Realistic Reminiscence for One Night Only

Nostalgia is poison.

Not sweet poison, but bitter ear-wax, garbage juice-tasting poison that tastes as bad going down as it does when you eventually puke it back up.

An era such as this can make it seem on the immediate surface as though nostalgia is an enticing prospect. But it only takes about ten seconds of adequate contemplation to realise that everything in the recent past has led to this orgy of horror we’re currently squelching around in and thinking back to a specific time in which a specific thing from a specific era made you happy only serves to remind you of how much of a catastrophic moron you were to have experienced happiness rather than powerful fear-based incontinence.

However, existing in a time of unusually pervasive horror carries with it certain lessons that might enable you to live the rest of your life as a slightly less moronic patsy.

Perhaps, through exposure to things that traditionally are valued through the lens of nostalgia, you might just be able to graduate into the year 2021 without banging into as many walls.

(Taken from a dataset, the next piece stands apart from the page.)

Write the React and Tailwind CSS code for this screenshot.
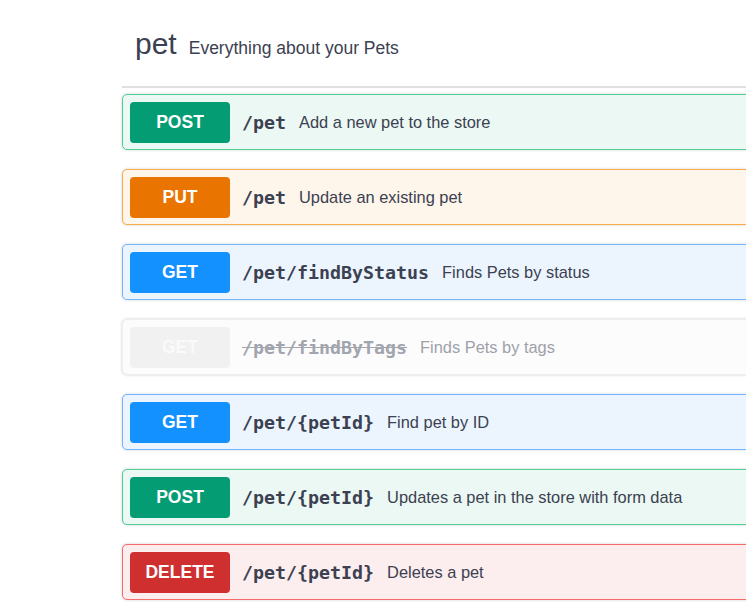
import React from "react";

const ops = [
	{ method: "POST", path: "/pet", desc: "Add a new pet to the store", tone: "post" },
	{ method: "PUT", path: "/pet", desc: "Update an existing pet", tone: "put" },
	{ method: "GET", path: "/pet/findByStatus", desc: "Finds Pets by status", tone: "get" },
	{ method: "GET", path: "/pet/findByTags", desc: "Finds Pets by tags", tone: "deprecated" },
	{ method: "GET", path: "/pet/{petId}", desc: "Find pet by ID", tone: "get" },
	{ method: "POST", path: "/pet/{petId}", desc: "Updates a pet in the store with form data", tone: "post" },
	{ method: "DELETE", path: "/pet/{petId}", desc: "Deletes a pet", tone: "delete" },
];

const tones = {
	post: { block: "bg-[#ebf8f3] border-[#4fcf92]", badge: "bg-[#039c73] text-white" },
	put: { block: "bg-[#fef5eb] border-[#fcab4a]", badge: "bg-[#e97500] text-white" },
	get: { block: "bg-[#ecf5fe] border-[#72b6fb]", badge: "bg-[#1391ff] text-white" },
	delete: { block: "bg-[#fcedee] border-[#f76b6b]", badge: "bg-[#d02f2f] text-white" },
	deprecated: { block: "bg-[#fcfcfc] border-[#efefef]", badge: "bg-[#f1f1f1] text-[#fafafa]" },
};

const OpBlock = ({ op }) => {
	const tone = tones[op.tone];
	const isDeprecated = op.tone === "deprecated";
	return (
		<div
			className={`flex items-center h-[56px] border rounded-[5px] pl-[7px] shadow-[0_0_3px_rgba(0,0,0,0.19)] ${tone.block}`}
		>
			<div
				className={`w-[100px] h-[41px] rounded-[4px] flex items-center justify-center font-bold text-[17.5px] ${tone.badge}`}
				style={{ fontFamily: "'Liberation Sans', Arial, sans-serif" }}
			>
				{op.method}
			</div>
			<span
				className={`ml-[12px] pr-[13px] font-bold text-[18.3px] ${isDeprecated ? "text-[#a2a5ad] line-through" : "text-[#3b4151]"}`}
				style={{ fontFamily: "'DejaVu Sans Mono', 'Liberation Mono', monospace" }}
			>
				{op.path}
			</span>
			<span
				className={`text-[16.4px] ${isDeprecated ? "text-[#9ea1a9]" : "text-[#3b4151]"}`}
				style={{ fontFamily: "'Liberation Sans', Arial, sans-serif" }}
			>
				{op.desc}
			</span>
		</div>
	);
};

export default function App() {
	return (
		<div className="w-[746px] h-[603px] overflow-hidden bg-white">
			<div className="ml-[122px] w-[720px]">
				<div className="pt-[29px] pb-[25px] pl-[13px] flex items-baseline border-b-2 border-[#e0e0e0]"
					style={{ fontFamily: "'Liberation Sans', Arial, sans-serif" }}>
					<span className="text-[30px] leading-[30px] text-[#3b4151]">pet</span>
					<span className="ml-[12px] text-[17.5px] text-[#3b4151]">Everything about your Pets</span>
				</div>
				<div className="flex flex-col gap-[19px] pt-[6px]">
					{ops.map((op, i) => (
						<OpBlock key={i} op={op} />
					))}
				</div>
			</div>
		</div>
	);
}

Expose yourself with One Night Only.

They’re back. Powderfinger, arguably Australia’s biggest guitar band of the century, are reuniting for a one-off fundraising virtual concert. Dubbed One Night Lonely, the gig will stream on YouTube and will raise much needed money for Support Act, the national charity that helps artists, roadies and music workers in crisis, and Beyond Blue, an organisation that provides advice and support on mental health issues.

It’s time you stopped setting yourself up for disappointment.

Learn your lesson with Powderfinger from before any of them wished you well.

Nostalgia is dangerous and futile. The past is a preamble to future horrors. And that rose tinting it is probably the flush from some new aggressive mutant strain of influenza.